** begin Supplied material **

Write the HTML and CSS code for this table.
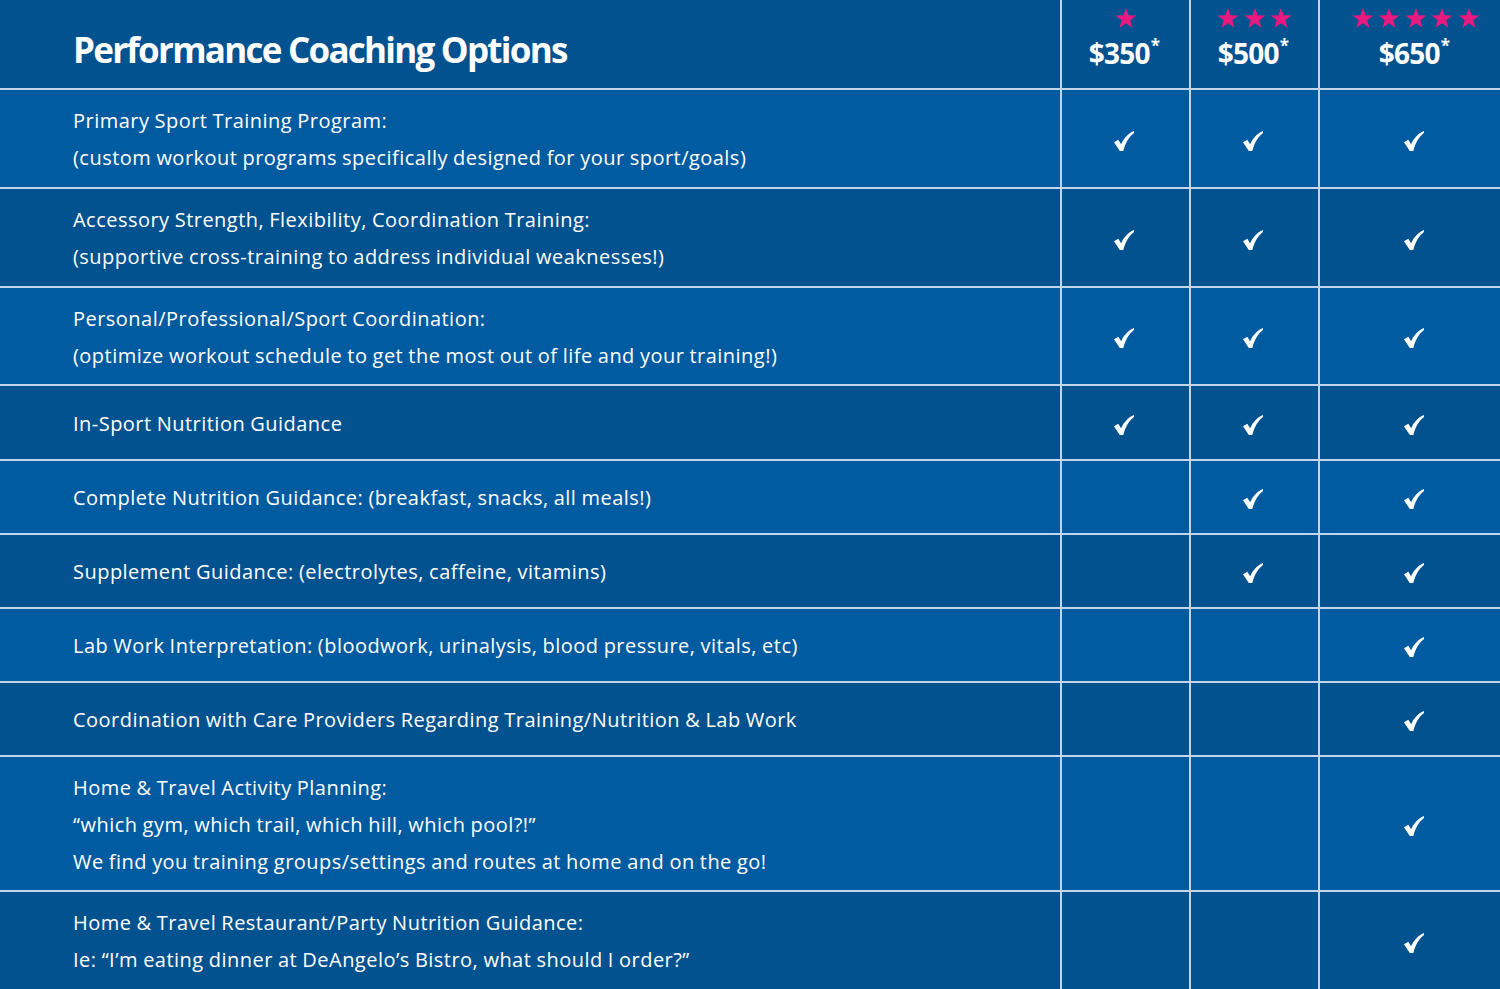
FILE: index.html
```html
<!DOCTYPE html>
<html lang="en">
<head>
<meta charset="utf-8">
<title>Performance Coaching Options</title>
<link rel="stylesheet" href="styles.css">
</head>
<body>
<svg width="0" height="0" class="defs" aria-hidden="true">
  <defs>
    <symbol id="star" viewBox="0 0 24 24"><polygon points="12,1 14.9,8.9 23.4,9.2 16.7,14.4 19.1,22.6 12,17.8 4.9,22.6 7.3,14.4 0.6,9.2 9.1,8.9"/></symbol>
    <symbol id="check" viewBox="0 0 20 20"><path d="M0 11.2 L4.3 8.7 L7.1 13.3 C9.7 7.4 13.9 2.6 20 0 L20 1.9 C15.4 5.3 11.5 11.2 9.3 20 L5.8 20 Z"/></symbol>
  </defs>
</svg>
<div class="wrap">
<table class="plans">
  <colgroup>
    <col class="c-feature"><col class="c-tier"><col class="c-tier"><col class="c-top">
  </colgroup>
  <thead>
    <tr class="head">
      <th class="title">Performance Coaching Options</th>
      <th class="tier">
        <div class="stars"><svg class="star"><use href="#star"/></svg></div>
        <div class="price">$350<sup>*</sup></div>
      </th>
      <th class="tier">
        <div class="stars"><svg class="star"><use href="#star"/></svg><svg class="star"><use href="#star"/></svg><svg class="star"><use href="#star"/></svg></div>
        <div class="price">$500<sup>*</sup></div>
      </th>
      <th class="tier">
        <div class="stars"><svg class="star"><use href="#star"/></svg><svg class="star"><use href="#star"/></svg><svg class="star"><use href="#star"/></svg><svg class="star"><use href="#star"/></svg><svg class="star"><use href="#star"/></svg></div>
        <div class="price">$650<sup>*</sup></div>
      </th>
    </tr>
  </thead>
  <tbody>
    <tr class="light two">
      <td class="feat">Primary Sport Training Program:<br>(custom workout programs specifically designed for your sport/goals)</td>
      <td class="mark"><svg class="check"><use href="#check"/></svg></td>
      <td class="mark"><svg class="check"><use href="#check"/></svg></td>
      <td class="mark"><svg class="check"><use href="#check"/></svg></td>
    </tr>
    <tr class="dark two">
      <td class="feat">Accessory Strength, Flexibility, Coordination Training:<br>(supportive cross-training to address individual weaknesses!)</td>
      <td class="mark"><svg class="check"><use href="#check"/></svg></td>
      <td class="mark"><svg class="check"><use href="#check"/></svg></td>
      <td class="mark"><svg class="check"><use href="#check"/></svg></td>
    </tr>
    <tr class="light two b">
      <td class="feat">Personal/Professional/Sport Coordination:<br>(optimize workout schedule to get the most out of life and your training!)</td>
      <td class="mark"><svg class="check"><use href="#check"/></svg></td>
      <td class="mark"><svg class="check"><use href="#check"/></svg></td>
      <td class="mark"><svg class="check"><use href="#check"/></svg></td>
    </tr>
    <tr class="dark one first">
      <td class="feat">In-Sport Nutrition Guidance</td>
      <td class="mark"><svg class="check"><use href="#check"/></svg></td>
      <td class="mark"><svg class="check"><use href="#check"/></svg></td>
      <td class="mark"><svg class="check"><use href="#check"/></svg></td>
    </tr>
    <tr class="light one">
      <td class="feat">Complete Nutrition Guidance: (breakfast, snacks, all meals!)</td>
      <td class="mark"></td>
      <td class="mark"><svg class="check"><use href="#check"/></svg></td>
      <td class="mark"><svg class="check"><use href="#check"/></svg></td>
    </tr>
    <tr class="dark one">
      <td class="feat">Supplement Guidance: (electrolytes, caffeine, vitamins)</td>
      <td class="mark"></td>
      <td class="mark"><svg class="check"><use href="#check"/></svg></td>
      <td class="mark"><svg class="check"><use href="#check"/></svg></td>
    </tr>
    <tr class="light one">
      <td class="feat">Lab Work Interpretation: (bloodwork, urinalysis, blood pressure, vitals, etc)</td>
      <td class="mark"></td>
      <td class="mark"></td>
      <td class="mark"><svg class="check"><use href="#check"/></svg></td>
    </tr>
    <tr class="dark one">
      <td class="feat">Coordination with Care Providers Regarding Training/Nutrition &amp; Lab Work</td>
      <td class="mark"></td>
      <td class="mark"></td>
      <td class="mark"><svg class="check"><use href="#check"/></svg></td>
    </tr>
    <tr class="light three">
      <td class="feat">Home &amp; Travel Activity Planning:<br>“which gym, which trail, which hill, which pool?!”<br>We find you training groups/settings and routes at home and on the go!</td>
      <td class="mark"></td>
      <td class="mark"></td>
      <td class="mark"><svg class="check"><use href="#check"/></svg></td>
    </tr>
    <tr class="dark two">
      <td class="feat">Home &amp; Travel Restaurant/Party Nutrition Guidance:<br>Ie: “I’m eating dinner at DeAngelo’s Bistro, what should I order?”</td>
      <td class="mark"></td>
      <td class="mark"></td>
      <td class="mark"><svg class="check"><use href="#check"/></svg></td>
    </tr>
  </tbody>
</table>
</div>
</body>
</html>
```

FILE: styles.css
```css
html, body {
  margin: 0;
  padding: 0;
  background: #02528f;
}
body {
  font-family: "Open Sans", "Liberation Sans", sans-serif;
  color: #fff;
  overflow: hidden;
}
.defs {
  position: absolute;
  width: 0;
  height: 0;
}
.wrap {
  width: 1500px;
  overflow: hidden;
}
.plans {
  border-collapse: collapse;
  table-layout: fixed;
  width: 1512px;
}
.c-feature { width: 1061px; }
.c-tier { width: 129px; }
.c-top { width: 193px; }

.plans th, .plans td {
  border: 2px solid #c3d5e8;
  padding: 0;
}
.plans tr:first-child th { border-top: none; }
.plans th:first-child, .plans td:first-child { border-left: none; }

.head { background: #02528f; height: 89px; }
.title {
  text-align: left;
  padding-left: 73px !important;
  padding-top: 11px !important;
  font-size: 35px;
  font-weight: 700;
  letter-spacing: -1.75px;
  line-height: 1;
}
.tier {
  text-align: center;
  vertical-align: top;
}
.stars {
  display: flex;
  justify-content: center;
  gap: 4.5px;
  margin-top: 7px;
  height: 22px;
}
.star {
  width: 22px;
  height: 22px;
  fill: #e8197f;
}
.price {
  font-size: 28px;
  font-weight: 700;
  letter-spacing: -0.8px;
  line-height: 30px;
  margin-top: 9px;
  padding-right: 3px;
}
.price sup {
  font-size: 17px;
  line-height: 0;
  vertical-align: 0;
  position: relative;
  top: -12px;
  margin-left: 1px;
}

.light { background: #015ba1; }
.dark { background: #02528f; }

.feat {
  padding-left: 73px !important;
  font-size: 20px;
  letter-spacing: 0.47px;
  word-spacing: -0.5px;
  line-height: 37px;
  vertical-align: middle;
  padding-top: 1px !important;
}
.one { height: 74px; }
.one.first { height: 75px; }
.two { height: 99px; }
.two.b { height: 98px; }
.three { height: 135px; }

.mark {
  text-align: center;
  vertical-align: middle;
  padding-right: 3px !important;
}
.check {
  width: 20px;
  height: 20px;
  fill: #fff;
  display: inline-block;
  vertical-align: middle;
  position: relative;
  top: 1px;
}
```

** end Supplied material **

Exercise: Copy the material above exactly and drop the pictures.

Reply:
Write the HTML and CSS code for this table.
FILE: index.html
```html
<!DOCTYPE html>
<html lang="en">
<head>
<meta charset="utf-8">
<title>Performance Coaching Options</title>
<link rel="stylesheet" href="styles.css">
</head>
<body>
<svg width="0" height="0" class="defs" aria-hidden="true">
  <defs>
    <symbol id="star" viewBox="0 0 24 24"><polygon points="12,1 14.9,8.9 23.4,9.2 16.7,14.4 19.1,22.6 12,17.8 4.9,22.6 7.3,14.4 0.6,9.2 9.1,8.9"/></symbol>
    <symbol id="check" viewBox="0 0 20 20"><path d="M0 11.2 L4.3 8.7 L7.1 13.3 C9.7 7.4 13.9 2.6 20 0 L20 1.9 C15.4 5.3 11.5 11.2 9.3 20 L5.8 20 Z"/></symbol>
  </defs>
</svg>
<div class="wrap">
<table class="plans">
  <colgroup>
    <col class="c-feature"><col class="c-tier"><col class="c-tier"><col class="c-top">
  </colgroup>
  <thead>
    <tr class="head">
      <th class="title">Performance Coaching Options</th>
      <th class="tier">
        <div class="stars"><svg class="star"><use href="#star"/></svg></div>
        <div class="price">$350<sup>*</sup></div>
      </th>
      <th class="tier">
        <div class="stars"><svg class="star"><use href="#star"/></svg><svg class="star"><use href="#star"/></svg><svg class="star"><use href="#star"/></svg></div>
        <div class="price">$500<sup>*</sup></div>
      </th>
      <th class="tier">
        <div class="stars"><svg class="star"><use href="#star"/></svg><svg class="star"><use href="#star"/></svg><svg class="star"><use href="#star"/></svg><svg class="star"><use href="#star"/></svg><svg class="star"><use href="#star"/></svg></div>
        <div class="price">$650<sup>*</sup></div>
      </th>
    </tr>
  </thead>
  <tbody>
    <tr class="light two">
      <td class="feat">Primary Sport Training Program:<br>(custom workout programs specifically designed for your sport/goals)</td>
      <td class="mark"><svg class="check"><use href="#check"/></svg></td>
      <td class="mark"><svg class="check"><use href="#check"/></svg></td>
      <td class="mark"><svg class="check"><use href="#check"/></svg></td>
    </tr>
    <tr class="dark two">
      <td class="feat">Accessory Strength, Flexibility, Coordination Training:<br>(supportive cross-training to address individual weaknesses!)</td>
      <td class="mark"><svg class="check"><use href="#check"/></svg></td>
      <td class="mark"><svg class="check"><use href="#check"/></svg></td>
      <td class="mark"><svg class="check"><use href="#check"/></svg></td>
    </tr>
    <tr class="light two b">
      <td class="feat">Personal/Professional/Sport Coordination:<br>(optimize workout schedule to get the most out of life and your training!)</td>
      <td class="mark"><svg class="check"><use href="#check"/></svg></td>
      <td class="mark"><svg class="check"><use href="#check"/></svg></td>
      <td class="mark"><svg class="check"><use href="#check"/></svg></td>
    </tr>
    <tr class="dark one first">
      <td class="feat">In-Sport Nutrition Guidance</td>
      <td class="mark"><svg class="check"><use href="#check"/></svg></td>
      <td class="mark"><svg class="check"><use href="#check"/></svg></td>
      <td class="mark"><svg class="check"><use href="#check"/></svg></td>
    </tr>
    <tr class="light one">
      <td class="feat">Complete Nutrition Guidance: (breakfast, snacks, all meals!)</td>
      <td class="mark"></td>
      <td class="mark"><svg class="check"><use href="#check"/></svg></td>
      <td class="mark"><svg class="check"><use href="#check"/></svg></td>
    </tr>
    <tr class="dark one">
      <td class="feat">Supplement Guidance: (electrolytes, caffeine, vitamins)</td>
      <td class="mark"></td>
      <td class="mark"><svg class="check"><use href="#check"/></svg></td>
      <td class="mark"><svg class="check"><use href="#check"/></svg></td>
    </tr>
    <tr class="light one">
      <td class="feat">Lab Work Interpretation: (bloodwork, urinalysis, blood pressure, vitals, etc)</td>
      <td class="mark"></td>
      <td class="mark"></td>
      <td class="mark"><svg class="check"><use href="#check"/></svg></td>
    </tr>
    <tr class="dark one">
      <td class="feat">Coordination with Care Providers Regarding Training/Nutrition &amp; Lab Work</td>
      <td class="mark"></td>
      <td class="mark"></td>
      <td class="mark"><svg class="check"><use href="#check"/></svg></td>
    </tr>
    <tr class="light three">
      <td class="feat">Home &amp; Travel Activity Planning:<br>“which gym, which trail, which hill, which pool?!”<br>We find you training groups/settings and routes at home and on the go!</td>
      <td class="mark"></td>
      <td class="mark"></td>
      <td class="mark"><svg class="check"><use href="#check"/></svg></td>
    </tr>
    <tr class="dark two">
      <td class="feat">Home &amp; Travel Restaurant/Party Nutrition Guidance:<br>Ie: “I’m eating dinner at DeAngelo’s Bistro, what should I order?”</td>
      <td class="mark"></td>
      <td class="mark"></td>
      <td class="mark"><svg class="check"><use href="#check"/></svg></td>
    </tr>
  </tbody>
</table>
</div>
</body>
</html>
```

FILE: styles.css
```css
html, body {
  margin: 0;
  padding: 0;
  background: #02528f;
}
body {
  font-family: "Open Sans", "Liberation Sans", sans-serif;
  color: #fff;
  overflow: hidden;
}
.defs {
  position: absolute;
  width: 0;
  height: 0;
}
.wrap {
  width: 1500px;
  overflow: hidden;
}
.plans {
  border-collapse: collapse;
  table-layout: fixed;
  width: 1512px;
}
.c-feature { width: 1061px; }
.c-tier { width: 129px; }
.c-top { width: 193px; }

.plans th, .plans td {
  border: 2px solid #c3d5e8;
  padding: 0;
}
.plans tr:first-child th { border-top: none; }
.plans th:first-child, .plans td:first-child { border-left: none; }

.head { background: #02528f; height: 89px; }
.title {
  text-align: left;
  padding-left: 73px !important;
  padding-top: 11px !important;
  font-size: 35px;
  font-weight: 700;
  letter-spacing: -1.75px;
  line-height: 1;
}
.tier {
  text-align: center;
  vertical-align: top;
}
.stars {
  display: flex;
  justify-content: center;
  gap: 4.5px;
  margin-top: 7px;
  height: 22px;
}
.star {
  width: 22px;
  height: 22px;
  fill: #e8197f;
}
.price {
  font-size: 28px;
  font-weight: 700;
  letter-spacing: -0.8px;
  line-height: 30px;
  margin-top: 9px;
  padding-right: 3px;
}
.price sup {
  font-size: 17px;
  line-height: 0;
  vertical-align: 0;
  position: relative;
  top: -12px;
  margin-left: 1px;
}

.light { background: #015ba1; }
.dark { background: #02528f; }

.feat {
  padding-left: 73px !important;
  font-size: 20px;
  letter-spacing: 0.47px;
  word-spacing: -0.5px;
  line-height: 37px;
  vertical-align: middle;
  padding-top: 1px !important;
}
.one { height: 74px; }
.one.first { height: 75px; }
.two { height: 99px; }
.two.b { height: 98px; }
.three { height: 135px; }

.mark {
  text-align: center;
  vertical-align: middle;
  padding-right: 3px !important;
}
.check {
  width: 20px;
  height: 20px;
  fill: #fff;
  display: inline-block;
  vertical-align: middle;
  position: relative;
  top: 1px;
}
```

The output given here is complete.